Annot Rhül - Leviathan


The soundtrack and movie inside your head can be an excellent combination as you close your eyes whilst imagining the score setting of a dark and cavernous adventure into another world and another universe. And the music of Norway’s Annot Rhül is the perfect dosage to really take the essence of Progressive, Psychedelic, and Space Rock into one. Annot Rhül isn’t a band, it’s a pseudonym name for composer and instrumentalist Sigurd Luhr Tonna.

He plays a little bit of Bass, Guitar, and Keyboards. Sigurd also writes the music on his Laptop and the demos also to come up with brainstorming ideas to lend a helping hand on his first two albums and two EP’s to create a conceptual momentum on where he would want the listener to embark on a journey that is surreal and beyond the beyond. His third album released last year on the Black Widow Records label called, Leviathan, is the album that could have been recorded back in 1973 and would have given a huge stamp of approval in the realms of Pink Floyd.

At times the music alongside the atmosphere of the Floyd, resembles touches between Hawkwind, Pulsar, and Tangerine Dream. And it’s a perfect blend for Sigurd to combine those ingredients. He also brought along some members from Wobbler, Seid, Asagio, Love Revolt, and Manifest. They are giving Tonna a helping hand by showing support and seeing where he wants to take and go a fantastic voyage into those worlds that will sends shivers and goosebumps down your spine and make the hair go up at any moment.
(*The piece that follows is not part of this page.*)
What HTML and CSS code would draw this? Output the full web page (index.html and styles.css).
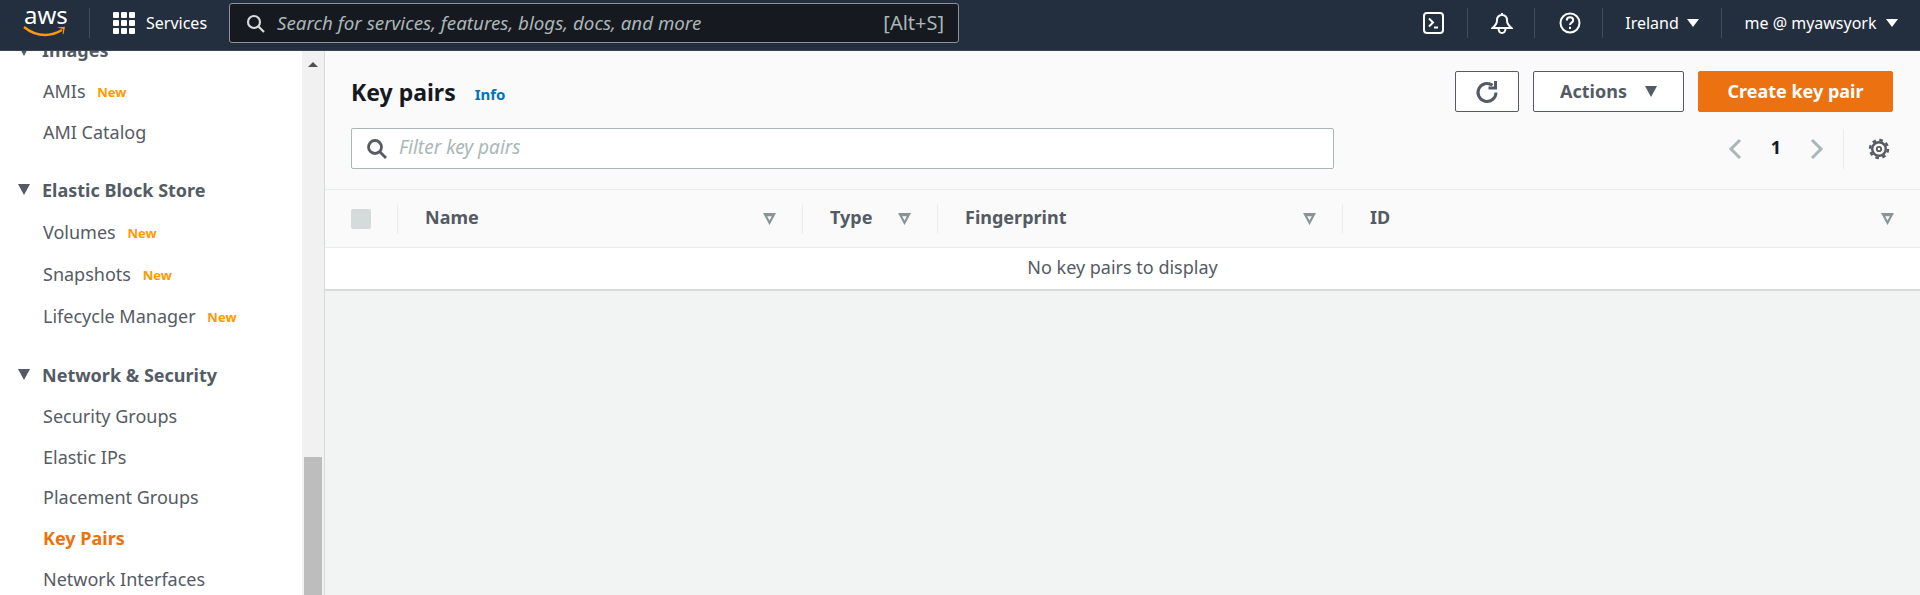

The album begins with the 12-minute suite of the title track. With an ominous synth/guitar introduction that almost sounds like it was recorded in a dark cavernous place featuring the Piano going through a Leslie speaker. And then the guitars go into a spacey riff followed by a haunting melodic Floyd-sque rhythm between rhythm and lead with a psych ascending twist followed by the vocals.

The title-track is a conceptual narrative about an alien lifeform reigning terror towards the sailors for an unexpected attack. And then, the midsection goes into an ambient-atmosphere whilst the tension builds up as the monster is ready for an attack with Guitars, Mellotron, and Drums galore before going back into the relaxing groove on the last two minutes. The next two pieces are inspired by HP Lovecraft’s short stories.

The sonic-adventures resemblance of Hawkwind gives it a real jolt before ascending into a relaxing waltz on The Colour out of Space while going into the spooky climbing momentum of the visions of things to come in a person’s insanity of the creatures coming to their planet are shivering and sending shivers down my spine as if the doctor is to the man on what he is seeing at The Mountains of Madness.

Distant Star features a thumping drum rhythm intro followed by a ‘60s bass line, Mellotron, outer limit synths with a clapping sound into almost what makes it one of the scores for one of the European spy-science fiction flicks, gives it a perfect jolt. And you can imagine Ennio Morricone being very proud of Tonna for capturing the essence of the scores from the time period.

Then incomes the epic, R’Lyeh. In which it’s a five-part suite and Tonna knows his touch of H.P. Lovecraft very well! In the finale of the piece in which it closes the album, it’s energetic, riveting, and eruptive thanks to the heavy guitar parts and the melodic Mellotron’s that is on here. There’s a softer side also in the midsection with the Floyd twist thrown in before going into high gear of a Crimson-Hawkwind adventure into Space and time.

I have listened to Leviathan around four times and I have to say I’m very impressed from what I’ve heard from right into the beginning and into the end. And you have to give Sigurd Lohr Tonna and some of the members that helped out on the album, a huge amount of credit for this mind-blowing album. It’s an adventure you will never, ever forget. So if you love the essence of Pink Floyd, King Crimson, and Hawkwind, then enjoy Annot Rhül’s Leviathan.